Secretário de Educação contesta números
O secretário de Educação de Porto Alegre, Adriano Naves de Brito, contesta o número de professores em falta informados pela escola. De acordo com o RH da Smed, a necessidade da escola é de 70 horas, "algo como dois a três professores para sala de aula". Ele reforça que a prioridade de atendimento é sempre a sala de aula.
Em um ofício enviado em 2 de abril para a escola, a orientação era de que, caso houvesse falta de professores em sala de aula, a ocupação de demais espaços, como coordenação de turno e laboratório de aprendizagem, é secundária.
— Estes espaços não correspondem a nossa prioridade. Estamos resolvendo a distribuição de recursos humanos, racionalizando esse uso e fazendo ele melhor. Não temos tanta falta de professores, isso não corresponde à realidade. Se comparar o começo do ano passado com o deste ano, o problema está reduzido em um terço. Quando assumimos, 50% dos recursos humanos da secretaria estavam ligados a atividades que não eram de exercício da docência — argumenta.
Ciências X matemática
Sobre a falta de um docente de matemática, diz que professores de ciências estão habilitados a dar aula de matemática. Porém, a professora de ciências do 6º ano da Carlos Pessoa de Brum, Isabel Severo, afirma que tem licenciatura plena em Ciências Biológicas e que não possui habilitação ou qualquer treinamento para dar matemática.

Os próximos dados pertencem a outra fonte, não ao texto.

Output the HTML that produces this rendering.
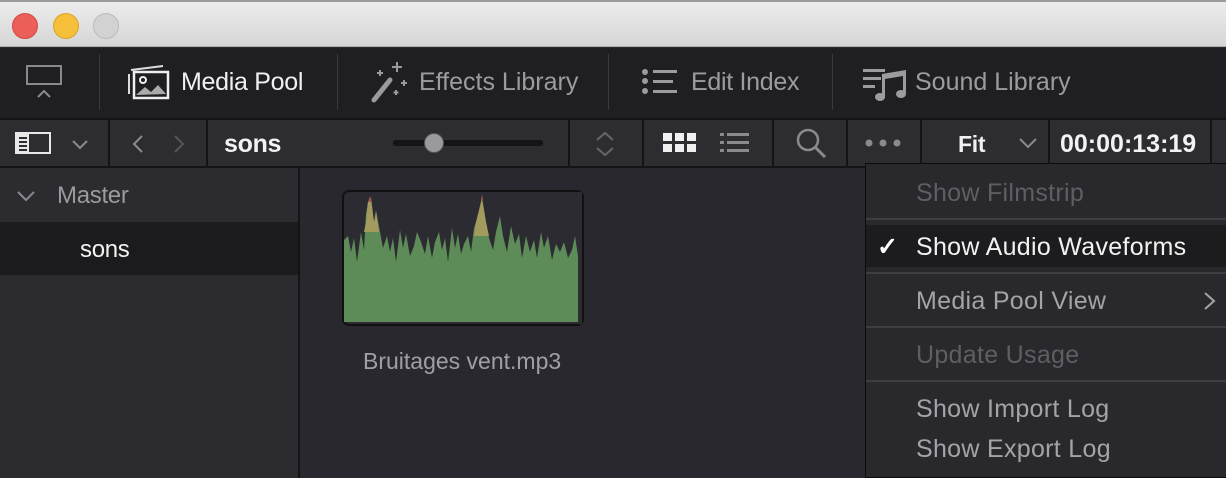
<!DOCTYPE html>
<html><head><meta charset="utf-8"><style>
*{margin:0;padding:0;box-sizing:border-box}
body{width:1226px;height:478px;overflow:hidden;background:#28282e;font-family:"Liberation Sans",sans-serif;position:relative}
.abs{position:absolute}
.t{position:absolute;white-space:nowrap;letter-spacing:-0.3px}
.m{font-size:25px;letter-spacing:0.3px}
</style></head><body>
<div class="abs" style="left:0;top:0;width:1226px;height:47px;background:linear-gradient(#ececec,#d6d6d6);border-top:2px solid #9a9a9a;border-bottom:1px solid #b0b0b0"></div>
<div class="abs" style="left:12px;top:13px;width:26px;height:26px;border-radius:50%;background:#ec5f58;border:1px solid #d24b44"></div>
<div class="abs" style="left:53px;top:13px;width:26px;height:26px;border-radius:50%;background:#f5bf3a;border:1px solid #dba52a"></div>
<div class="abs" style="left:93px;top:13px;width:26px;height:26px;border-radius:50%;background:#d2d2d2;border:1px solid #bbb"></div>
<div class="abs" style="left:0;top:48px;width:1226px;height:70px;background:#1f1f23"></div>
<div class="abs" style="left:99px;top:54px;width:1px;height:56px;background:#3a3a3e"></div>
<div class="abs" style="left:337px;top:54px;width:1px;height:56px;background:#3a3a3e"></div>
<div class="abs" style="left:608px;top:54px;width:1px;height:56px;background:#3a3a3e"></div>
<div class="abs" style="left:832px;top:54px;width:1px;height:56px;background:#3a3a3e"></div>
<svg class="abs" style="left:26px;top:64px" width="40" height="36"><rect x="1" y="2" width="34" height="18" fill="none" stroke="#8a8a8e" stroke-width="2"/><path d="M12 33 L18 27 L24 33" fill="none" stroke="#8a8a8e" stroke-width="2"/></svg>
<svg class="abs" style="left:127px;top:64px" width="44" height="36"><path d="M2 10 L2 30 M4 6 L36 2" stroke="#ddd" stroke-width="2" fill="none"/><rect x="7" y="8" width="34" height="26" fill="none" stroke="#eee" stroke-width="2.5"/><circle cx="16" cy="16" r="3" fill="none" stroke="#eee" stroke-width="2"/><path d="M9 31 L18 23 L24 28 L31 21 L39 30 Z" fill="#aaa"/></svg>
<div class="t" style="left:181px;top:68px;font-size:25px;color:#f0f0f0">Media Pool</div>
<svg class="abs" style="left:368px;top:60px" width="44" height="44"><path d="M6 40 L22 20" stroke="#9a9a9e" stroke-width="5" stroke-linecap="round"/><path d="M29 2v10M24 7h10M12 10v6M9 13h6M36 20v6M33 23h6M28 30v5M25.5 32.5h5" stroke="#9a9a9e" stroke-width="2"/></svg>
<div class="t" style="left:419px;top:68px;font-size:25px;color:#9c9ca0;letter-spacing:0">Effects Library</div>
<svg class="abs" style="left:640px;top:68px" width="40" height="28"><g fill="#9c9ca0"><circle cx="5" cy="4" r="3"/><circle cx="5" cy="13" r="3"/><circle cx="5" cy="23" r="3"/><rect x="13" y="2" width="24" height="3"/><rect x="13" y="12" width="20" height="3"/><rect x="13" y="22" width="24" height="3"/></g></svg>
<div class="t" style="left:691px;top:68px;font-size:25px;color:#9c9ca0">Edit Index</div>
<svg class="abs" style="left:862px;top:66px" width="48" height="36"><g fill="#9c9ca0"><rect x="1" y="3" width="22" height="3"/><rect x="1" y="11" width="18" height="3"/><rect x="1" y="19" width="12" height="3"/><path d="M20 8 L44 4 L44 28 L41 28 L41 10 L23 13 L23 32 L20 32Z"/><ellipse cx="18" cy="31" rx="5" ry="4"/><ellipse cx="39" cy="28" rx="5" ry="4"/></g></svg>
<div class="t" style="left:915px;top:68px;font-size:25px;color:#9c9ca0;letter-spacing:0">Sound Library</div>
<div class="abs" style="left:0;top:118px;width:1226px;height:50px;background:#141416"></div>
<div class="abs" style="left:0;top:120px;width:108px;height:46px;background:#2c2c31"></div>
<div class="abs" style="left:110px;top:120px;width:96px;height:46px;background:#2c2c31"></div>
<div class="abs" style="left:208px;top:120px;width:360px;height:46px;background:#2c2c31"></div>
<div class="abs" style="left:570px;top:120px;width:72px;height:46px;background:#2c2c31"></div>
<div class="abs" style="left:644px;top:120px;width:128px;height:46px;background:#2c2c31"></div>
<div class="abs" style="left:774px;top:120px;width:72px;height:46px;background:#2c2c31"></div>
<div class="abs" style="left:848px;top:120px;width:72px;height:46px;background:#2c2c31"></div>
<div class="abs" style="left:922px;top:120px;width:126px;height:46px;background:#2c2c31"></div>
<div class="abs" style="left:1050px;top:120px;width:160px;height:46px;background:#2c2c31"></div>
<div class="abs" style="left:1212px;top:120px;width:14px;height:46px;background:#2c2c31"></div>
<svg class="abs" style="left:15px;top:131px" width="80" height="26"><rect x="1" y="2" width="34" height="20" fill="none" stroke="#e8e8e8" stroke-width="2"/><rect x="1" y="2" width="13" height="20" fill="#e8e8e8"/><g stroke="#2c2c31" stroke-width="2"><path d="M4 7h8M4 11h8M4 15h8M4 19h8"/></g><path d="M58 10 L65 17 L72 10" fill="none" stroke="#8a8a8e" stroke-width="2"/></svg>
<svg class="abs" style="left:128px;top:131px" width="62" height="26"><path d="M14 5 L6 13 L14 21" fill="none" stroke="#8a8a8e" stroke-width="2"/><path d="M47 5 L55 13 L47 21" fill="none" stroke="#55555a" stroke-width="2"/></svg>
<div class="t" style="left:224px;top:130px;font-size:25px;font-weight:bold;color:#f2f2f2">sons</div>
<div class="abs" style="left:393px;top:140px;width:150px;height:6px;border-radius:3px;background:#141416"></div>
<div class="abs" style="left:424px;top:133px;width:20px;height:20px;border-radius:50%;background:#9a9a9c;border:1px solid #555"></div>
<svg class="abs" style="left:594px;top:130px" width="24" height="28"><path d="M3 10 L11 3 L19 10M3 18 L11 25 L19 18" fill="none" stroke="#66666a" stroke-width="2"/></svg>
<svg class="abs" style="left:663px;top:131px" width="90" height="24"><g fill="#f0f0f0"><rect x="0" y="2" width="9" height="8"/><rect x="12" y="2" width="9" height="8"/><rect x="24" y="2" width="9" height="8"/><rect x="0" y="13" width="9" height="8"/><rect x="12" y="13" width="9" height="8"/><rect x="24" y="13" width="9" height="8"/></g><g fill="#8a8a8e"><rect x="57" y="2" width="4" height="3"/><rect x="57" y="10" width="4" height="3"/><rect x="57" y="18" width="4" height="3"/><rect x="64" y="2" width="22" height="3"/><rect x="64" y="10" width="22" height="3"/><rect x="64" y="18" width="22" height="3"/></g></svg>
<svg class="abs" style="left:794px;top:126px" width="34" height="34"><circle cx="14" cy="14" r="10" fill="none" stroke="#8a8a8e" stroke-width="2.5"/><path d="M21 21 L31 31" stroke="#8a8a8e" stroke-width="3"/></svg>
<svg class="abs" style="left:864px;top:138px" width="40" height="10"><g fill="#8a8a8e"><circle cx="5" cy="5" r="3.5"/><circle cx="19" cy="5" r="3.5"/><circle cx="33" cy="5" r="3.5"/></g></svg>
<div class="t" style="left:958px;top:131px;font-size:23px;font-weight:bold;color:#f0f0f0">Fit</div>
<svg class="abs" style="left:1018px;top:134px" width="22" height="18"><path d="M2 5 L10 13 L18 5" fill="none" stroke="#8a8a8e" stroke-width="2"/></svg>
<div class="t" style="left:1060px;top:130px;font-size:25px;font-weight:bold;color:#f2f2f2;letter-spacing:0">00:00:13:19</div>
<div class="abs" style="left:0;top:168px;width:298px;height:310px;background:#2b2b30"></div>
<div class="abs" style="left:298px;top:168px;width:2px;height:310px;background:#141416"></div>
<svg class="abs" style="left:16px;top:188px" width="22" height="16"><path d="M2 4 L10 12 L18 4" fill="none" stroke="#8a8a8e" stroke-width="2"/></svg>
<div class="t" style="left:57px;top:182px;font-size:24px;color:#9a9a9e">Master</div>
<div class="abs" style="left:0;top:222px;width:298px;height:53px;background:#1b1b1d"></div>
<div class="t" style="left:80px;top:236px;font-size:24px;color:#f2f2f2">sons</div>
<div class="abs" style="left:342px;top:190px;width:242px;height:136px;border-radius:7px;background:#111;"></div>
<svg class="abs" style="left:344px;top:192px" width="238" height="132">
<rect width="238" height="132" rx="5" fill="#2b2b31"/>
<path d="M0 130 V48 L4 44 L7 60 L10 46 L13 70 L17 40 L20 58 L22 22 L24 10 L27 6 L30 30 L32 18 L36 40 L39 56 L43 44 L46 60 L49 46 L52 70 L56 38 L59 56 L62 42 L66 64 L70 54 L73 40 L77 50 L81 62 L84 44 L88 66 L91 50 L95 40 L98 58 L101 46 L104 70 L108 36 L111 56 L114 42 L117 62 L120 52 L124 44 L127 60 L130 36 L134 24 L138 6 L142 30 L145 46 L149 58 L152 40 L156 24 L159 44 L163 60 L167 34 L171 52 L175 42 L178 66 L182 44 L186 60 L190 48 L193 66 L197 40 L200 56 L204 44 L208 68 L212 52 L216 60 L220 50 L224 66 L228 58 L231 44 L234 64 V130 Z" fill="#5e8c59"/>
<path d="M22 30 L24 10 L27 6 L30 30 L32 20 L35 40 L20 40Z M132 30 L138 6 L142 30 L145 44 L130 44Z" fill="#a39b5e"/>
<path d="M24 10 L26 4 L28 10Z M137 8 L138 2 L139 8Z" fill="#9a5a50"/>
<rect x="234" y="0" width="4" height="132" fill="#2b2b31"/>
</svg>
<div class="t" style="left:363px;top:348px;font-size:23px;color:#a0a0a4;letter-spacing:0">Bruitages vent.mp3</div>
<div class="abs" style="left:865px;top:163px;width:361px;height:315px;background:#28282d;border:1px solid #0c0c0e;border-right:none"></div>
<div class="abs" style="left:866px;top:218px;width:360px;height:2px;background:#3d3d42"></div>
<div class="abs" style="left:866px;top:225px;width:360px;height:42px;background:#1c1c1f"></div>
<div class="abs" style="left:866px;top:272px;width:360px;height:2px;background:#3d3d42"></div>
<div class="abs" style="left:866px;top:326px;width:360px;height:2px;background:#3d3d42"></div>
<div class="abs" style="left:866px;top:380px;width:360px;height:2px;background:#3d3d42"></div>
<div class="t m" style="left:916px;top:179px;color:#5e5e63">Show Filmstrip</div>
<div class="t" style="left:877px;top:232px;font-size:25px;font-weight:bold;color:#fff">✓</div>
<div class="t m" style="left:916px;top:233px;color:#f2f2f2">Show Audio Waveforms</div>
<div class="t m" style="left:916px;top:287px;color:#a4a4a8">Media Pool View</div>
<svg class="abs" style="left:1202px;top:290px" width="16" height="22"><path d="M3 3 L12 11 L3 19" fill="none" stroke="#a4a4a8" stroke-width="2"/></svg>
<div class="t m" style="left:916px;top:341px;color:#5e5e63">Update Usage</div>
<div class="t m" style="left:916px;top:395px;color:#a4a4a8">Show Import Log</div>
<div class="t m" style="left:916px;top:435px;color:#a4a4a8">Show Export Log</div>
</body></html>
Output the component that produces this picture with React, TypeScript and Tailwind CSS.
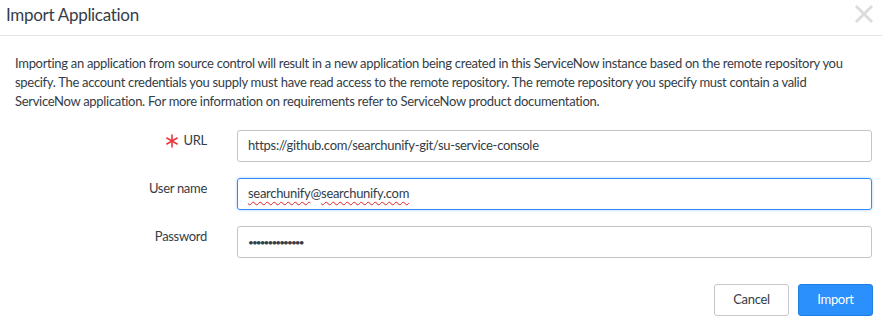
import React from "react";

function Asterisk() {
  return (
    <svg width="14" height="14" viewBox="0 0 14 14" className="mr-[5px] mt-[3px]">
      <path d="M7 0.5 V13.5 M1.4 3.75 L12.6 10.25 M1.4 10.25 L12.6 3.75" stroke="#e8383d" strokeWidth="1.6" />
    </svg>
  );
}

function Row({ label, required, children }: { label: string; required?: boolean; children: React.ReactNode }) {
  return (
    <div className="flex items-start">
      <div className="w-[207px] shrink-0 flex justify-end items-start pt-[1px] text-[13px] tracking-[-0.3px] leading-[19px]">
        {required && <Asterisk />}
        <span>{label}</span>
      </div>
      <div className="ml-[30px] flex-1">{children}</div>
    </div>
  );
}

export default function App() {
  return (
    <div className="w-[882px] h-[326px] bg-white text-[#343d47] font-['Lato',sans-serif] overflow-hidden">
      <div className="h-[36px] border-b border-[#e3e3e3] flex items-start justify-between pl-[6px] pr-[6px]">
        <div className="text-[17px] tracking-[-0.3px] leading-[22px] pt-[4px]">Import Application</div>
        <svg width="20" height="20" viewBox="0 0 20 20" className="mt-[4px] mr-[2px]">
          <path d="M2 2 L18 18 M18 2 L2 18" stroke="#dcdcdc" strokeWidth="3" />
        </svg>
      </div>
      <p className="px-[15px] pt-[18px] text-[13px] tracking-[-0.3px] leading-[19px] whitespace-nowrap">
        Importing an application from source control will result in a new application being created in this ServiceNow instance based on the remote repository you
        <br />
        specify. The account credentials you supply must have read access to the remote repository. The remote repository you specify must contain a valid
        <br />
        ServiceNow application. For more information on requirements refer to ServiceNow product documentation.
      </p>
      <div className="pr-[10px] mt-[19px] flex flex-col gap-[16px]">
        <Row label="URL" required>
          <div className="h-[32px] border border-[#c4c4c4] rounded-[3px] px-[10px] flex items-center text-[13px] tracking-[-0.3px]">
            https://github.com/searchunify-git/su-service-console
          </div>
        </Row>
        <Row label="User name">
          <div className="h-[32px] border border-[#2f8cf5] rounded-[3px] px-[10px] flex items-center text-[13px] tracking-[-0.3px] shadow-[0_0_3px_rgba(47,140,245,0.45)]">
            <span className="underline decoration-wavy decoration-[#e02020] decoration-1 underline-offset-[3px]">searchunify</span>
            <span>@</span>
            <span className="underline decoration-wavy decoration-[#e02020] decoration-1 underline-offset-[3px]">searchunify.com</span>
          </div>
        </Row>
        <Row label="Password">
          <div className="h-[32px] border border-[#c4c4c4] rounded-[3px] px-[10px] flex items-center text-[10px] tracking-[-1.9px] text-[#343d47]">
            ••••••••••••••
          </div>
        </Row>
      </div>
      <div className="flex justify-end gap-[9px] pr-[9px] mt-[26px]">
        <button className="w-[75px] h-[32px] border border-[#c8c8c8] rounded-[3px] bg-white text-[13px] tracking-[-0.3px] text-[#343d47]">Cancel</button>
        <button className="w-[75px] h-[32px] border border-[#1f7de6] rounded-[3px] bg-[#2b8ffc] text-[13px] tracking-[-0.3px] text-white">Import</button>
      </div>
    </div>
  );
}
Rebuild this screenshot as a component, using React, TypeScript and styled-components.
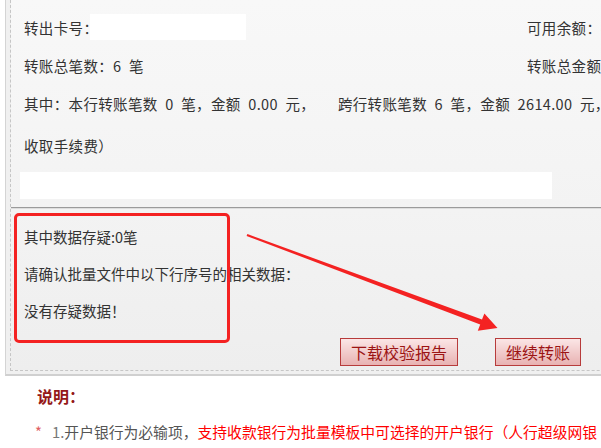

A respeito da contratação de novos servidores, um concurso com inscrições já encerradas para séries iniciais ocorrerá em novembro. Outro, para séries finais, está em fase de conclusão e deve ser lançado até o final do ano. Para ambos, o secretário não divulga o número de vagas, pois elas variam de acordo com a demanda de cada momento.